Do Important Entities need to worry about compliance if supervision is reactive?

Absolutely. Reactive supervision means authorities investigate based on triggers such as incidents, complaints, or information from other sources. When an investigation occurs, non-compliance is assessed against the full Article 21 requirements. Organizations that have not implemented proper measures face penalties up to 7 million euros. Reactive supervision is not lax supervision.

What if my organization spans multiple sectors?

If your organization provides services in multiple sectors, you may be classified differently for each service. For compliance purposes, the most stringent classification typically applies to the organization overall. Work with legal counsel to map your services to NIS 2 sectors and determine the appropriate classification for each.

Are subsidiaries classified independently or as part of the parent?

NIS 2 applies the size thresholds at the entity level, but group relationships can affect the turnover calculation. The directive references the SME Recommendation criteria which considers partner and linked enterprises. Large corporate groups should assess applicability for each legal entity providing services in covered sectors, considering group turnover for threshold calculations.

How do I know which member state authority I report to?
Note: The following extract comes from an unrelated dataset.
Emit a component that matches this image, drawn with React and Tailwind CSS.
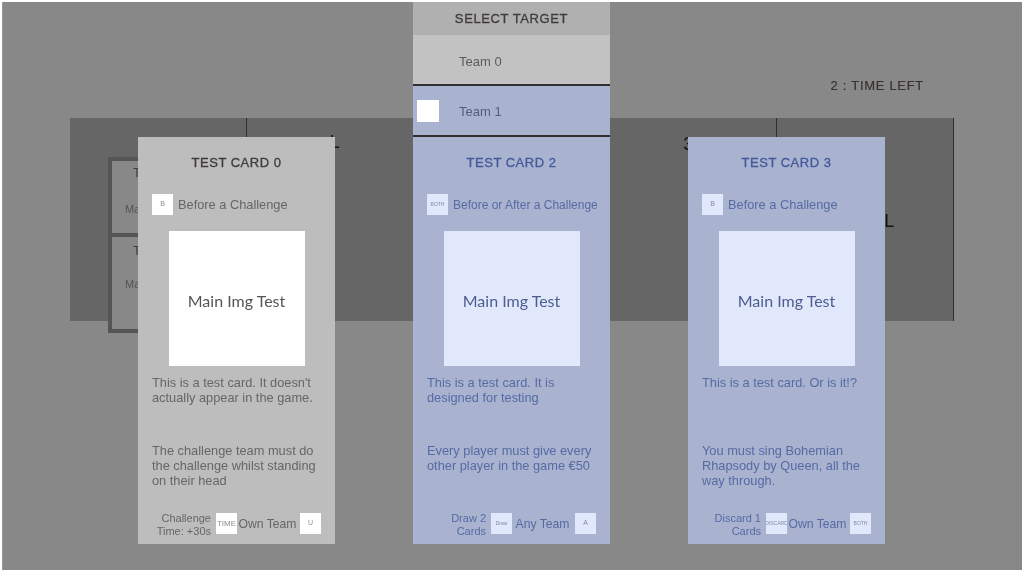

You report to the competent authority in the member state where you provide your services. If you provide services in multiple member states, you report to the authority in each relevant member state. For certain digital infrastructure providers, NIS 2 establishes jurisdiction based on the main establishment, similar to GDPR's lead supervisory authority concept.

Does NIS 2 classification affect my ISO 27001 scope?

NIS 2 classification does not directly change your ISO 27001 scope, but it may inform scope decisions. If your organization is classified as Essential, the heightened supervision and penalty exposure may justify expanding your ISMS scope to cover all services in the NIS 2 scope. Many organizations align their ISO 27001 and NIS 2 scopes for efficiency.